I'm writing a library in Go. I'm planning to distribute it, and with a main requirement of 'without source codes'.
For testing, I have created two workspaces like following,
WS1
- bin/
- pkg/linux_amd64/lib.a
- src/lib/src.go
WS2
- bin/
- pkg/
- src/main/main.go
My first workspace (WS1) is the actual dummy library, which has some utility functions. Second workspace (WS2) has main function which uses the package (lib.a) from WS1.
Everything was working good until I remove the sources from WS1. If I remove the directory /lib/src.go in WS1, I'm getting the following error during go build,
main.go:5:2: cannot find package "lib" in any of: /usr/local/go/src/pkg/lib (from $GOROOT) ../Testing/ws1/src/lib (from $GOPATH)
The above message indicates us that we should keep the source files as well. Precompiled binary packages alone cannot be used directly.
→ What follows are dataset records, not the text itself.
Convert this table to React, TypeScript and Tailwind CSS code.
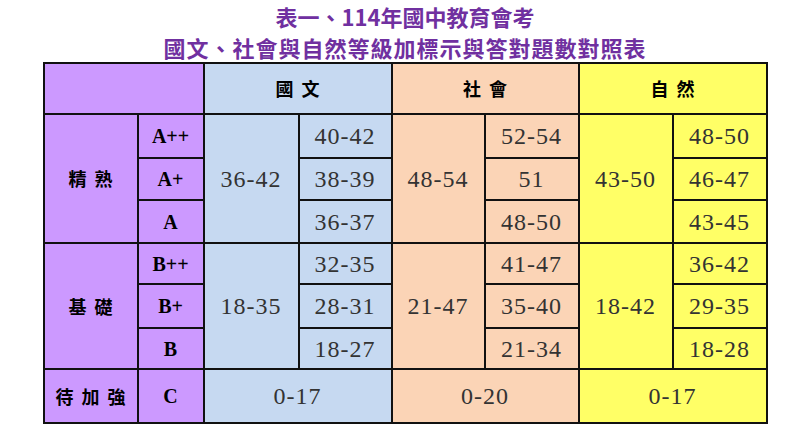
const cjk = "font-['Noto_Sans_CJK_TC','Noto_Sans_CJK_SC',sans-serif]";
const serif = "font-['Liberation_Serif','DejaVu_Serif',serif]";

const purple = "bg-[#cc99ff]";
const blue = "bg-[#c6d9f1]";
const peach = "bg-[#fbd4b6]";
const yellow = "bg-[#ffff66]";

const cell = "border-2 border-[#111] text-center align-middle p-0";
const num = `${serif} text-[24px] tracking-[1px] text-[#333]`;
const label = `${cjk} text-[18px] font-bold tracking-[8px] pl-[8px] text-black`;
const grade = `${serif} text-[20px] font-bold text-black`;

type Sub = { g: string; a: string; b: string; c: string };

const groups: { name: string; wide: [string, string, string]; rows: Sub[] }[] = [
  {
    name: "精熟",
    wide: ["36-42", "48-54", "43-50"],
    rows: [
      { g: "A++", a: "40-42", b: "52-54", c: "48-50" },
      { g: "A+", a: "38-39", b: "51", c: "46-47" },
      { g: "A", a: "36-37", b: "48-50", c: "43-45" },
    ],
  },
  {
    name: "基礎",
    wide: ["18-35", "21-47", "18-42"],
    rows: [
      { g: "B++", a: "32-35", b: "41-47", c: "36-42" },
      { g: "B+", a: "28-31", b: "35-40", c: "29-35" },
      { g: "B", a: "18-27", b: "21-34", c: "18-28" },
    ],
  },
];

const heights = [
  ["h-[44px]", "h-[42px]", "h-[43px]"],
  ["h-[41px]", "h-[44px]", "h-[41px]"],
];

export default function App() {
  return (
    <div className="w-[810px] h-[427px] bg-white overflow-hidden flex flex-col items-center">
      <div className={`h-[62px] pt-[1px] flex flex-col items-center text-[#7030a0] font-bold text-[22px] ${cjk}`}>
        <div className="leading-[30px]">表一、114年國中教育會考</div>
        <div className="leading-[30px] pt-[1px] tracking-[1px]">國文、社會與自然等級加標示與答對題數對照表</div>
      </div>
      <table className="table-fixed border-collapse w-[723px] border-2 border-[#111]">
        <colgroup>
          <col className="w-[94px]" />
          <col className="w-[66px]" />
          <col className="w-[95px]" />
          <col className="w-[93px]" />
          <col className="w-[93px]" />
          <col className="w-[94px]" />
          <col className="w-[94px]" />
          <col className="w-[94px]" />
        </colgroup>
        <tbody>
          <tr className="h-[51px]">
            <td colSpan={2} className={`${cell} ${purple}`} />
            <td colSpan={2} className={`${cell} ${blue} ${label}`}>國文</td>
            <td colSpan={2} className={`${cell} ${peach} ${label}`}>社會</td>
            <td colSpan={2} className={`${cell} ${yellow} ${label}`}>自然</td>
          </tr>
          {groups.map((grp, gi) =>
            grp.rows.map((r, ri) => (
              <tr key={r.g} className={heights[gi][ri]}>
                {ri === 0 && (
                  <td rowSpan={3} className={`${cell} ${purple} ${label}`}>
                    {grp.name}
                  </td>
                )}
                <td className={`${cell} ${purple} ${grade}`}>{r.g}</td>
                {ri === 0 && (
                  <td rowSpan={3} className={`${cell} ${blue} ${num}`}>{grp.wide[0]}</td>
                )}
                <td className={`${cell} ${blue} ${num}`}>{r.a}</td>
                {ri === 0 && (
                  <td rowSpan={3} className={`${cell} ${peach} ${num}`}>{grp.wide[1]}</td>
                )}
                <td className={`${cell} ${peach} ${num}`}>{r.b}</td>
                {ri === 0 && (
                  <td rowSpan={3} className={`${cell} ${yellow} ${num}`}>{grp.wide[2]}</td>
                )}
                <td className={`${cell} ${yellow} ${num}`}>{r.c}</td>
              </tr>
            ))
          )}
          <tr className="h-[54px]">
            <td className={`${cell} ${purple} ${label}`}>待加強</td>
            <td className={`${cell} ${purple} ${grade}`}>C</td>
            <td colSpan={2} className={`${cell} ${blue} ${num}`}>0-17</td>
            <td colSpan={2} className={`${cell} ${peach} ${num}`}>0-20</td>
            <td colSpan={2} className={`${cell} ${yellow} ${num}`}>0-17</td>
          </tr>
        </tbody>
      </table>
    </div>
  );
}
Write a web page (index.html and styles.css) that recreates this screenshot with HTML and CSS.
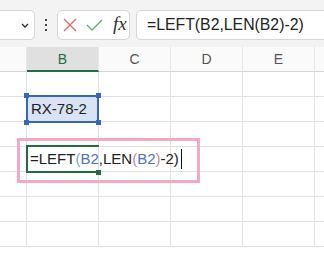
FILE: index.html
```html
<!DOCTYPE html>
<html lang="ja">
<head>
  <meta charset="UTF-8" />
  <title>Excel LEFT LEN</title>
  <link rel="stylesheet" href="styles.css">
</head>
<body>
  <div class="toolbar">
    <div class="name-box">
      <svg class="chevron" width="8" height="5" viewBox="0 0 8 5"><path d="M1 1 L4 4 L7 1" fill="none" stroke="#333" stroke-width="1.4"/></svg>
    </div>
    <div class="dots"><span></span><span></span><span></span></div>
    <div class="fx-buttons">
      <svg width="14" height="14" viewBox="0 0 14 14"><path d="M1 1 L13 13 M13 1 L1 13" stroke="#e0686a" stroke-width="1.3"/></svg>
      <svg width="17" height="13" viewBox="0 0 17 13"><path d="M1 6 L6 11 L16 1" fill="none" stroke="#5faf73" stroke-width="1.3"/></svg>
      <span class="fx">fx</span>
    </div>
    <div class="formula-bar">=LEFT(B2,LEN(B2)-2)</div>
  </div>

  <div class="sheet">
    <div class="grid">
      <div class="head"></div>
      <div class="head active">B</div>
      <div class="head">C</div>
      <div class="head">D</div>
      <div class="head">E</div>
      <div class="head"></div>

      <div class="cell"></div><div class="cell"></div><div class="cell"></div><div class="cell"></div><div class="cell"></div><div class="cell"></div>

      <div class="cell"></div>
      <div class="cell selected">
        <span class="value">RX-78-2</span>
        <i class="handle tl"></i><i class="handle tr"></i><i class="handle bl"></i><i class="handle br"></i>
      </div>
      <div class="cell"></div><div class="cell"></div><div class="cell"></div><div class="cell"></div>

      <div class="cell"></div><div class="cell"></div><div class="cell"></div><div class="cell"></div><div class="cell"></div><div class="cell"></div>

      <div class="cell"></div>
      <div class="cell editing">
        <span class="value">=LEFT<span class="p1">(</span><span class="ref">B2</span>,LEN<span class="p2">(</span><span class="ref">B2</span><span class="p2">)</span>-2)<i class="caret"></i></span>
        <i class="fill-handle"></i>
      </div>
      <div class="cell"></div><div class="cell"></div><div class="cell"></div><div class="cell"></div>

      <div class="cell"></div><div class="cell"></div><div class="cell"></div><div class="cell"></div><div class="cell"></div><div class="cell"></div>
      <div class="cell"></div><div class="cell"></div><div class="cell"></div><div class="cell"></div><div class="cell"></div><div class="cell"></div>
      <div class="cell"></div><div class="cell"></div><div class="cell"></div><div class="cell"></div><div class="cell"></div><div class="cell"></div>
    </div>
    <div class="highlight"></div>
  </div>
</body>
</html>
```

FILE: styles.css
```css
:root {
  --grid-line: #e1e1e1;
  --excel-green: #1f6e43;
  --select-blue: #3566c0;
  --ref-blue: #4a74c2;
  --mark-pink: #f4a9c6;
}

* {
  box-sizing: border-box;
}

html,
body {
  margin: 0;
  padding: 0;
  width: 324px;
  height: 262px;
  overflow: hidden;
  background: #fff;
  font-family: 'Liberation Sans', Arial, sans-serif;
  color: #222;
}

/* top bar */
.toolbar {
  height: 47px;
  background: #f3f3f3;
  display: flex;
  align-items: flex-start;
  padding-top: 10px;
  overflow: hidden;
}

.name-box {
  flex: none;
  width: 41px;
  height: 30px;
  margin-left: -6px;
  background: #fff;
  border: 1px solid #d6d6d6;
  border-radius: 5px;
  display: flex;
  align-items: center;
  justify-content: flex-end;
  padding-right: 5px;
}

.dots {
  flex: none;
  width: 22px;
  height: 30px;
  display: flex;
  flex-direction: column;
  align-items: center;
  justify-content: center;
  gap: 3px;
}

.dots span {
  width: 2px;
  height: 2px;
  background: #444;
}

.fx-buttons {
  flex: none;
  width: 73px;
  height: 30px;
  background: #fff;
  border: 1px solid #d6d6d6;
  border-radius: 5px;
  display: flex;
  align-items: center;
  gap: 9px;
  padding-left: 5px;
}

.fx {
  font-family: 'Liberation Serif', 'Times New Roman', serif;
  font-style: italic;
  font-size: 19px;
  color: #333;
  margin-left: 1px;
  margin-top: -2px;
}

.formula-bar {
  flex: none;
  width: 200px;
  height: 30px;
  margin-left: 6px;
  background: #fff;
  border: 1px solid #d6d6d6;
  border-radius: 5px;
  padding-left: 10px;
  font-size: 15.8px;
  line-height: 28px;
  color: #222;
  white-space: nowrap;
}

/* sheet */
.sheet {
  position: relative;
  height: 215px;
  overflow: hidden;
}

.grid {
  display: grid;
  grid-template-columns: repeat(6, 72px);
  grid-auto-rows: 25px;
  margin-left: -45px;
}

.head {
  background: #fafafa;
  border-right: 1px solid #e6e6e6;
  border-bottom: 1px solid #d4d4d4;
  text-align: center;
  font-size: 14px;
  line-height: 25px;
  color: #555;
}

.head.active {
  background: #e0e0e0;
  color: var(--excel-green);
  border-bottom: 2px solid var(--excel-green);
  line-height: 24px;
}

.cell {
  position: relative;
  border-right: 1px solid var(--grid-line);
  border-bottom: 1px solid var(--grid-line);
}

.value {
  position: relative;
  z-index: 2;
  display: block;
  padding-left: 4px;
  font-size: 15px;
  line-height: 24px;
  height: 24px;
  white-space: nowrap;
}

.selected {
  background: #d9e3f4;
}

.selected::after {
  content: "";
  position: absolute;
  left: -1px;
  top: -2px;
  right: -1px;
  bottom: -2px;
  border: 2px solid var(--select-blue);
}

.handle {
  position: absolute;
  width: 5px;
  height: 5px;
  background: var(--select-blue);
  z-index: 3;
}

.handle.tl { left: -3px; top: -4px; }
.handle.tr { right: -3px; top: -4px; }
.handle.bl { left: -3px; bottom: -4px; }
.handle.br { right: -3px; bottom: -4px; }

.editing::before {
  content: "";
  position: absolute;
  left: -1px;
  top: -2px;
  right: -1px;
  bottom: -2px;
  border: 2px solid var(--excel-green);
  border-right: none;
  z-index: 1;
}

.editing .value {
  padding-left: 3px;
}

.p1 { color: #8aa2cf; }
.p2 { color: #c98a94; }
.ref { color: var(--ref-blue); }

.caret {
  position: absolute;
  width: 1px;
  height: 20px;
  top: 2px;
  margin-left: 2px;
  background: #111;
}

.fill-handle {
  position: absolute;
  right: -3px;
  bottom: -4px;
  width: 5px;
  height: 5px;
  background: var(--excel-green);
  z-index: 3;
}

/* annotation box */
.highlight {
  position: absolute;
  left: 17px;
  top: 91px;
  width: 183px;
  height: 45px;
  border: 3px solid var(--mark-pink);
  z-index: 4;
}
```
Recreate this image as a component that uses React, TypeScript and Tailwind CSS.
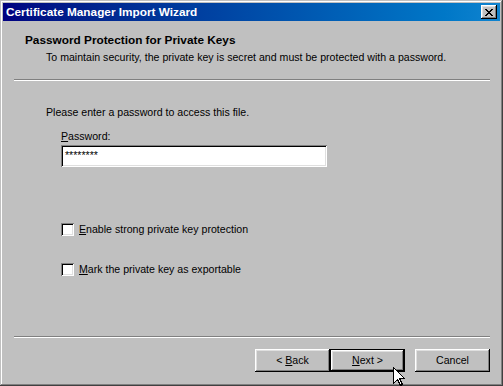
const raised =
  "shadow-[inset_-1px_-1px_#000,inset_1px_1px_#fff,inset_-2px_-2px_#808080,inset_2px_2px_#dfdfdf]";
const sunken =
  "shadow-[inset_1px_1px_#808080,inset_-1px_-1px_#fff,inset_2px_2px_#000,inset_-2px_-2px_#dfdfdf]";

function CloseGlyph() {
  // 8x7 bitmap X
  const rows = ["11000011", "01100110", "00111100", "00011000", "00111100", "01100110", "11000011"];
  return (
    <svg width="8" height="7" viewBox="0 0 8 7" shapeRendering="crispEdges">
      {rows.map((r, y) =>
        r.split("").map((c, x) =>
          c === "1" ? <rect key={`${x}-${y}`} x={x} y={y} width="1" height="1" fill="#000" /> : null,
        ),
      )}
    </svg>
  );
}

function Checkbox({ label, hot }: { label: string; hot: string }) {
  return (
    <div className="flex items-center gap-[5px] ml-[58px]">
      <span className={`w-[13px] h-[13px] bg-white ${sunken}`} />
      <span>
        <u>{hot}</u>
        {label}
      </span>
    </div>
  );
}

export default function App() {
  return (
    <div
      className="relative w-[503px] h-[386px] p-[3px] bg-[#c0c0c0] text-black text-[10.6px] leading-[13px] shadow-[inset_-1px_-1px_#404040,inset_1px_1px_#c0c0c0,inset_-2px_-2px_#808080,inset_2px_2px_#fff]"
      style={{ fontFamily: '"Liberation Sans", Arial, sans-serif' }}
    >
      <div className="flex flex-col h-full">
        {/* Title bar */}
        <div className="h-[18px] flex items-center justify-between pl-[3px] pr-[3px] bg-gradient-to-r from-[#000080] to-[#1084d0]">
          <span className="text-white font-bold text-[11.8px] leading-[14px]">
            Certificate Manager Import Wizard
          </span>
          <span className={`w-[16px] h-[14px] flex items-center justify-center bg-[#c0c0c0] ${raised}`}>
            <CloseGlyph />
          </span>
        </div>

        {/* Body */}
        <div className="flex flex-col flex-1 pb-[11px]">
          <div className="mt-[12px] ml-[22px] font-bold text-[11.8px] leading-[14px]">
            Password Protection for Private Keys
          </div>
          <div className="mt-[4px] ml-[43px]">
            To maintain security, the private key is secret and must be protected with a password.
          </div>
          <div className="mt-[15px] ml-[11px] mr-[10px] h-[2px] border-t border-t-[#808080] border-b border-b-white" />

          <div className="mt-[25px] ml-[43px]">Please enter a password to access this file.</div>
          <div className="mt-[11px] ml-[58px]">
            <u>P</u>assword:
          </div>
          <div className={`mt-[2px] ml-[58px] w-[266px] h-[22px] bg-white p-[4px] ${sunken}`}>
            ********
          </div>

          <div className="mt-[56px]">
            <Checkbox hot="E" label="nable strong private key protection" />
          </div>
          <div className="mt-[27px]">
            <Checkbox hot="M" label="ark the private key as exportable" />
          </div>

          <div className="mt-auto ml-[11px] mr-[10px] h-[2px] border-t border-t-[#808080] border-b border-b-white" />

          <div className="mt-[11px] mr-[10px] flex justify-end">
            <button className={`w-[75px] h-[23px] bg-[#c0c0c0] ${raised}`}>
              &lt; <u>B</u>ack
            </button>
            <button className="w-[75px] h-[23px] border border-black bg-[#c0c0c0]">
              <span className={`flex items-center justify-center w-full h-full ${raised}`}>
                <span>
                  <u>N</u>ext &gt;
                </span>
              </span>
            </button>
            <button className={`ml-[10px] w-[75px] h-[23px] bg-[#c0c0c0] ${raised}`}>Cancel</button>
          </div>
        </div>
      </div>

      {/* Mouse pointer */}
      <svg
        className="absolute left-[393px] top-[367px]"
        width="13"
        height="20"
        viewBox="0 0 13 20"
        shapeRendering="crispEdges"
      >
        <path
          d="M0.5 0.5 L0.5 16.5 L4.5 12.5 L7.5 18.5 L9.5 17.5 L6.5 11.5 L11.5 11.5 Z"
          fill="#fff"
          stroke="#000"
          strokeWidth="1"
        />
      </svg>
    </div>
  );
}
Based on few suggestions online, we may keep some dummy sources with timestamp value lesser than binary packages' timestamp. But, this doesn't seems to be a feasible solution for us. What happens if timestamp of the dummy sources got updated unfortunately?
I have seen similar issue discussed here, https://github.com/golang/go/issues/2775
My Questions:
Distributing the sources is the only possibility in Golang?
Why Go is not providing a provision for using '.a' files directly?
If keeping the source is mandatory for Go, why this small thing is not mentioned anywhere in Go? (or) Am I missing something here?
Thanks in advance for your help guys!